5. Eine gute Candidate Experience ist der Startpunkt für eine gute Talent Experience.
Unternehmen haben es in der Hand, sich strategisch einen Talentpool aufzubauen, aus dem sie immer wieder rekrutieren können, intern wie extern. Die Tatsache, dass Wohn- und Arbeitsort nicht mehr zwangsläufig zusammen liegen müssen, erweitert den Pool an neuen Kandidat*innen immens, erfordert aber auch, dass Recruiter*innen und HRler kreativ werden und den Bewerbungs- und Onboarding-Prozess auch auf Entfernung menschennah gestalten. Wie groß der Talentpool eines Unternehmens am Ende tatsächlich ist, hängt maßgeblich von der Qualität der Candidate Experience ab, also den Erfahrungen, die Bewerber*innen im Kontakt mit der Organisation machen. Für Unternehmen ist es strategisch sinnvoll, auch mit den Kandidat*innen verbunden zu bleiben, die zum Zeitpunkt der ersten Bewerbung noch nicht der perfekte Match sind. Denn das kann sich im Laufe der Zeit ändern, mitunter sogar schneller, als erwartet. Ein ans Customer Relationship angelehntes “Candidate Relationship Management” sorgt dafür, dass eine Verbindung zwischen Bewerber*innen und Unternehmen bestehen bleibt. Auch hier sind die Skills der Kandidat*innen die entscheidende Bezugsgröße. So können potentielle zukünftige Mitarbeitende z.B. zu relevanten Veranstaltungen des Unternehmens eingeladen oder automatisiert über neue Stellen informiert werden.

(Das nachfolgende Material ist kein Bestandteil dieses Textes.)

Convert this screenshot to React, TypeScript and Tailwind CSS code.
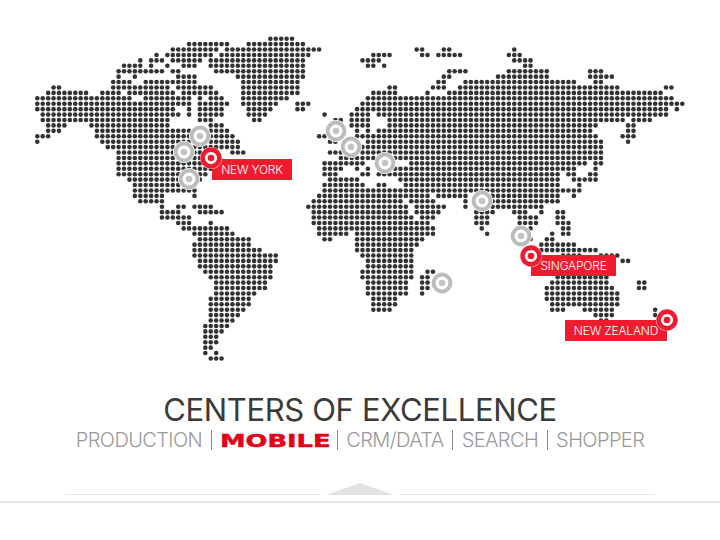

Fazit: Eine gute Talent Experience geschieht nicht, sie muss gestaltet werden. Kurzfristig, indem neue Tools und Wege einfach mal getestet werden, sei es im Recruiting (z.B. Video-Interviews), in der Kommunikation (z.B. Slack, Signal,….) oder im Hinblick auf neue interne Lernangebote (z.B. Microlearning). Und langfristig, indem Mitarbeitergewinnung, -entwicklung und -bindung strategisch im Unternehmen verankert und mit smarter Technologie unterstützt werden. Dabei steht der Mensch mit seinen Skills, Interessen und Wünschen im Fokus. Der Trend geht zum „My“ – auch bei Produkten, die sich an die eigenen Mitarbeitenden richten. Mit diesen haben Organisationen gute Chancen, den wachsenden Ansprüchen auf dem Talentmarkt gerecht zu werden.